West knows it's hard to argue with that, which is probably why he posed as Muhammad Ali in the same issue. But that kind of confidence is commonplace in rap, even among the lesser talents. West used to demonstrate a charming refusal to take himself too seriously, a refreshing stance in a musical genre too often defined by self-aborption -- an imagined self, really, that flaunts a limited vocabulary, sexual prowess and a seemingly endless capacity to break bones and bust caps. Amid so many crotch-grabbing legends in their own minds, West's willingness to laugh at his own shortcomings stood out.
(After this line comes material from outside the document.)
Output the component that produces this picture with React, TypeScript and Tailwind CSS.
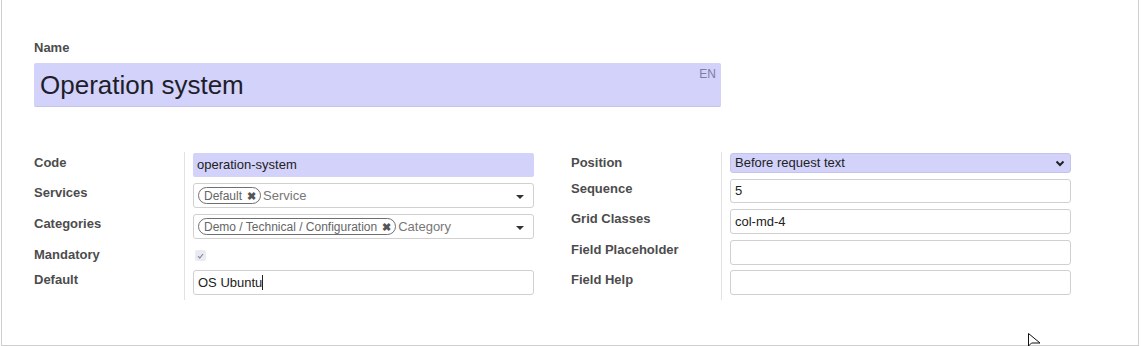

West's decision to don the crown of thorns may also be a winking acknowledgement that rap, like politics, is a field in which the messianic impulse is both cultivated and encouraged. We Americans are vulnerable to the notion that a single anointed individual can deliver us from whatever ails us -- dull rap, economic stagnation, the heartbreak of psoriasis. Irrational exuberance and unreal expectations are attached to anyone with a platform -- from Jay-Z to Alan Greenspan.

The former was among the most successful at invoking this strain in hip-hop, linking himself to Jehovah and positioning himself as the savior of rap:

Hello, it's Hova; that's right young'un the wait is over

The new millennium is upon us, the album is here ...

There have been others, for instance, ODB, the rapper who briefly called himself Big Baby Jesus. Let's not forget P. Diddy -- heaven forbid! -- who did time on the cross in Nas' "Hate Me Now" video.

Michael Jackson must have given this some thought as well. He reportedly owns a reproduction of The Last Supper with himself occupying Jesus' place at the table. I suppose musing on that could lead me down some other intriguing path, but no thanks. This time, I don't even want to go there.